Giving up is something I know a bit about. How many diets did I try only to give up and resign to “normal” eating again. I think many of us who carry extra weight don’t believe that we can lose it. We hang on to this belief like that of a moldy old sofa, so familiar that it has an imprint of your arse on it. Rather than extracting it to find something better (healthier), we hang on to it for its familiarity. There’s an old saying I tell myself, “We remain the same until the pain of remaining the same exceeds the pain of change.” (author unknown).
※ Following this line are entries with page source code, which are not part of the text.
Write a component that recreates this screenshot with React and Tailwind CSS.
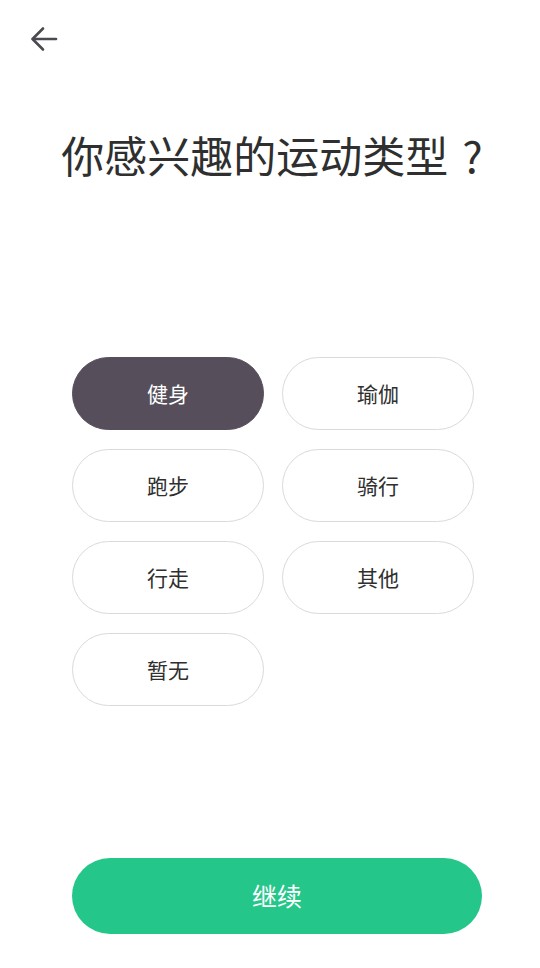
import React, { useState } from 'react';

const sports = ['健身', '瑜伽', '跑步', '骑行', '行走', '其他', '暂无'];

export default function App() {
  const [selected, setSelected] = useState('健身');

  return (
    <div
      className="w-[540px] h-[968px] bg-white flex flex-col overflow-hidden"
      style={{ fontFamily: '"Noto Sans CJK SC", "Noto Sans", sans-serif' }}
    >
      {/* Back */}
      <div className="pt-[26px] pl-[30px] h-[80px]">
        <svg width="28" height="26" viewBox="0 0 28 26" fill="none" stroke="#4a4a50" strokeWidth="2.6" strokeLinecap="round" strokeLinejoin="round">
          <path d="M26 13H3" />
          <path d="M13 2.5L2.5 13L13 23.5" />
        </svg>
      </div>

      {/* Title */}
      <h1 className="mt-[45px] text-center text-[43px] leading-[58px] text-[#2f2f2f] pl-[6px]">
        你感兴趣的运动类型<span className="ml-[14px] mr-[2px]">?</span>
      </h1>

      {/* Options */}
      <div className="mt-[174px] ml-[72px] w-[402px] grid grid-cols-2 gap-x-[18px] gap-y-[19px]">
        {sports.map(s => (
          <button
            key={s}
            onClick={() => setSelected(s)}
            className={`h-[73px] rounded-full text-[21px] ${selected === s ? 'bg-[#564f5b] text-white border border-[#564f5b]' : 'bg-white text-[#2f2f2f] border border-[#dadada]'}`}
          >
            {s}
          </button>
        ))}
      </div>

      <div className="flex-1" />

      {/* Continue */}
      <button className="ml-[72px] mb-[34px] w-[410px] h-[76px] rounded-full bg-[#25c68a] text-white text-[25px]">
        继续
      </button>
    </div>
  );
}
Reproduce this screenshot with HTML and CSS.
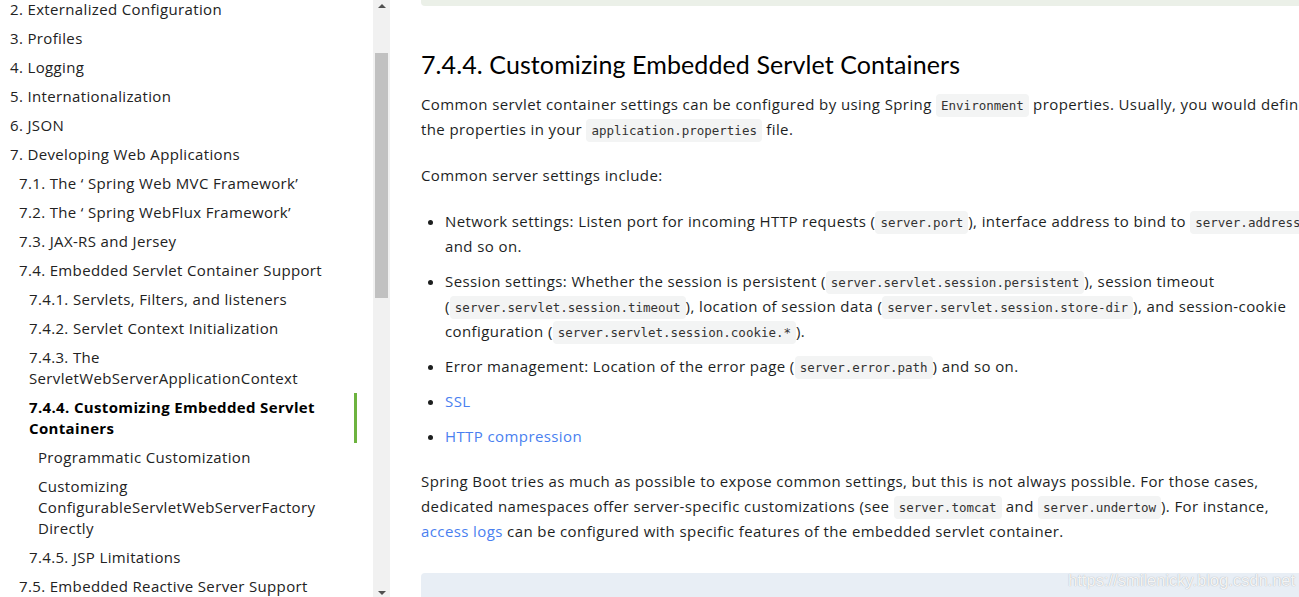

Changing my thinking and eating habits was the only way I finally succeeded. Back in 2005 when I first embarked on this diet, I didn’t know this was it. I knew I was fed up with the weight being a barrier for me and I was determined to lose it, but I didn’t know how successful I would be at this attempt. Something clicked this time and it felt right and it worked. Eating healthy is no longer optional. It’s a given. It’s the cheating/deviating from plan that I struggle with. The guilt feelings associated with this are still difficult to overcome, but it’s getting better.
What I am learning is that I have a choice, either I can let my thoughts dictate my emotions or not. So, back to my disappointing workout...I believed in myself to see it to the end, regardless of how crappy I was feeling through it. Today I’ll go for a run and tomorrow I’ll be back at the gym because there is no giving up.